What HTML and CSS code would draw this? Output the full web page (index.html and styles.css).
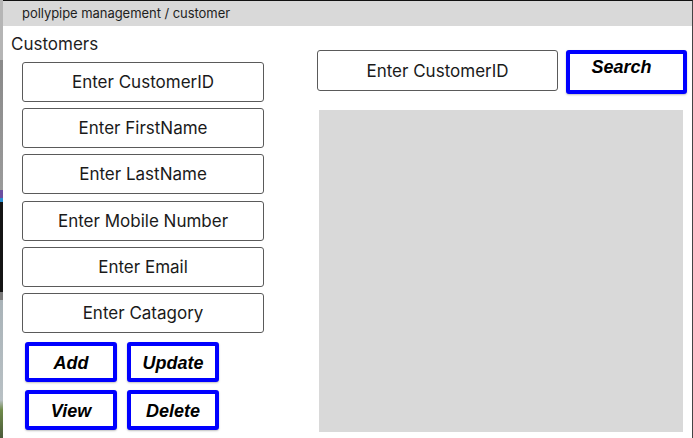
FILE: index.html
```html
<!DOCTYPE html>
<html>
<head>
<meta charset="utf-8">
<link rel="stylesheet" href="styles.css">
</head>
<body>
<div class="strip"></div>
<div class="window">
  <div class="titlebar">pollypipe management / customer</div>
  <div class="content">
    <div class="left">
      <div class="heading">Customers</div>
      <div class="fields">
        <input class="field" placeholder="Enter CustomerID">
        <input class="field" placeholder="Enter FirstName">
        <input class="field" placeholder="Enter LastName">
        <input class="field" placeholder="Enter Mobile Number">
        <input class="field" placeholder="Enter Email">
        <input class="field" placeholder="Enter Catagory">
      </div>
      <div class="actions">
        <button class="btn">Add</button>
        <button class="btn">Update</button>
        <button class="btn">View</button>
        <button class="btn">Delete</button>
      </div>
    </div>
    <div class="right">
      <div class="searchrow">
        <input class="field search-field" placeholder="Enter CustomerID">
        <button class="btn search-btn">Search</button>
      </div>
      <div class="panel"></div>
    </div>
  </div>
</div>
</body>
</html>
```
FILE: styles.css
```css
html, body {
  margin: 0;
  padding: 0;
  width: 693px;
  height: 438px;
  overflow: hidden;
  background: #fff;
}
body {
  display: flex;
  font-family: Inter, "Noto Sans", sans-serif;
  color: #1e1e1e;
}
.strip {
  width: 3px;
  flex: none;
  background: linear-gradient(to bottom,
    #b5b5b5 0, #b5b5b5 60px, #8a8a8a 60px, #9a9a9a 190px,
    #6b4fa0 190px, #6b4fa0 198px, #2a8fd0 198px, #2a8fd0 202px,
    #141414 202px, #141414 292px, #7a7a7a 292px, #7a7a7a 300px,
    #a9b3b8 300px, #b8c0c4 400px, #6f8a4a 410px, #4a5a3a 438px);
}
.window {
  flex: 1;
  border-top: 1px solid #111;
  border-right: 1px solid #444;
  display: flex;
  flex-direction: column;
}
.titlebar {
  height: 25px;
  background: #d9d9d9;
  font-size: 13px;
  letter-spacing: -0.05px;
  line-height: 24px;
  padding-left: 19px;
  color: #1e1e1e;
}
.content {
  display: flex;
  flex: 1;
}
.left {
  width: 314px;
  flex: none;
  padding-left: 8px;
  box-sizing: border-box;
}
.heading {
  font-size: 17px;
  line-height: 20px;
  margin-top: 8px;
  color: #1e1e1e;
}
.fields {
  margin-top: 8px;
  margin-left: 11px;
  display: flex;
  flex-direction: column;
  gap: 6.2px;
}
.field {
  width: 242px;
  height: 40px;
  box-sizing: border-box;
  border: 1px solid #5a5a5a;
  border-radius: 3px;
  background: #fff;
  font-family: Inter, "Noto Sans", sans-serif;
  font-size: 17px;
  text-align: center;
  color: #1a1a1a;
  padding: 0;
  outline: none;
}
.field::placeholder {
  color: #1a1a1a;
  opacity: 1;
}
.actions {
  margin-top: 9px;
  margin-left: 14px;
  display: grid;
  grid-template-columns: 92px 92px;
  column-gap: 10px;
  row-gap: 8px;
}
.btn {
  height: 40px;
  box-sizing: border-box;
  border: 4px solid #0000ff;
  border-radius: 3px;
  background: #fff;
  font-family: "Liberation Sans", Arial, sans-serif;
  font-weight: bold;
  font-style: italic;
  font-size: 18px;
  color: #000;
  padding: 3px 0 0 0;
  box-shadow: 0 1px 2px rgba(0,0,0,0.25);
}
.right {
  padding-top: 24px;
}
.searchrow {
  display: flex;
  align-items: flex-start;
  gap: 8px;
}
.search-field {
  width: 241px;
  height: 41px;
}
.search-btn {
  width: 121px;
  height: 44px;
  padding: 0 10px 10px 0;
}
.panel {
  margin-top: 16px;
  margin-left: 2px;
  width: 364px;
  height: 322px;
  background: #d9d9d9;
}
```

::::

> **WRITTEN PROBLEM**
Repeat the material above word for word, please, apart from its images.

> **TASK RESULT**
What HTML and CSS code would draw this? Output the full web page (index.html and styles.css).
FILE: index.html
```html
<!DOCTYPE html>
<html>
<head>
<meta charset="utf-8">
<link rel="stylesheet" href="styles.css">
</head>
<body>
<div class="strip"></div>
<div class="window">
  <div class="titlebar">pollypipe management / customer</div>
  <div class="content">
    <div class="left">
      <div class="heading">Customers</div>
      <div class="fields">
        <input class="field" placeholder="Enter CustomerID">
        <input class="field" placeholder="Enter FirstName">
        <input class="field" placeholder="Enter LastName">
        <input class="field" placeholder="Enter Mobile Number">
        <input class="field" placeholder="Enter Email">
        <input class="field" placeholder="Enter Catagory">
      </div>
      <div class="actions">
        <button class="btn">Add</button>
        <button class="btn">Update</button>
        <button class="btn">View</button>
        <button class="btn">Delete</button>
      </div>
    </div>
    <div class="right">
      <div class="searchrow">
        <input class="field search-field" placeholder="Enter CustomerID">
        <button class="btn search-btn">Search</button>
      </div>
      <div class="panel"></div>
    </div>
  </div>
</div>
</body>
</html>
```
FILE: styles.css
```css
html, body {
  margin: 0;
  padding: 0;
  width: 693px;
  height: 438px;
  overflow: hidden;
  background: #fff;
}
body {
  display: flex;
  font-family: Inter, "Noto Sans", sans-serif;
  color: #1e1e1e;
}
.strip {
  width: 3px;
  flex: none;
  background: linear-gradient(to bottom,
    #b5b5b5 0, #b5b5b5 60px, #8a8a8a 60px, #9a9a9a 190px,
    #6b4fa0 190px, #6b4fa0 198px, #2a8fd0 198px, #2a8fd0 202px,
    #141414 202px, #141414 292px, #7a7a7a 292px, #7a7a7a 300px,
    #a9b3b8 300px, #b8c0c4 400px, #6f8a4a 410px, #4a5a3a 438px);
}
.window {
  flex: 1;
  border-top: 1px solid #111;
  border-right: 1px solid #444;
  display: flex;
  flex-direction: column;
}
.titlebar {
  height: 25px;
  background: #d9d9d9;
  font-size: 13px;
  letter-spacing: -0.05px;
  line-height: 24px;
  padding-left: 19px;
  color: #1e1e1e;
}
.content {
  display: flex;
  flex: 1;
}
.left {
  width: 314px;
  flex: none;
  padding-left: 8px;
  box-sizing: border-box;
}
.heading {
  font-size: 17px;
  line-height: 20px;
  margin-top: 8px;
  color: #1e1e1e;
}
.fields {
  margin-top: 8px;
  margin-left: 11px;
  display: flex;
  flex-direction: column;
  gap: 6.2px;
}
.field {
  width: 242px;
  height: 40px;
  box-sizing: border-box;
  border: 1px solid #5a5a5a;
  border-radius: 3px;
  background: #fff;
  font-family: Inter, "Noto Sans", sans-serif;
  font-size: 17px;
  text-align: center;
  color: #1a1a1a;
  padding: 0;
  outline: none;
}
.field::placeholder {
  color: #1a1a1a;
  opacity: 1;
}
.actions {
  margin-top: 9px;
  margin-left: 14px;
  display: grid;
  grid-template-columns: 92px 92px;
  column-gap: 10px;
  row-gap: 8px;
}
.btn {
  height: 40px;
  box-sizing: border-box;
  border: 4px solid #0000ff;
  border-radius: 3px;
  background: #fff;
  font-family: "Liberation Sans", Arial, sans-serif;
  font-weight: bold;
  font-style: italic;
  font-size: 18px;
  color: #000;
  padding: 3px 0 0 0;
  box-shadow: 0 1px 2px rgba(0,0,0,0.25);
}
.right {
  padding-top: 24px;
}
.searchrow {
  display: flex;
  align-items: flex-start;
  gap: 8px;
}
.search-field {
  width: 241px;
  height: 41px;
}
.search-btn {
  width: 121px;
  height: 44px;
  padding: 0 10px 10px 0;
}
.panel {
  margin-top: 16px;
  margin-left: 2px;
  width: 364px;
  height: 322px;
  background: #d9d9d9;
}
```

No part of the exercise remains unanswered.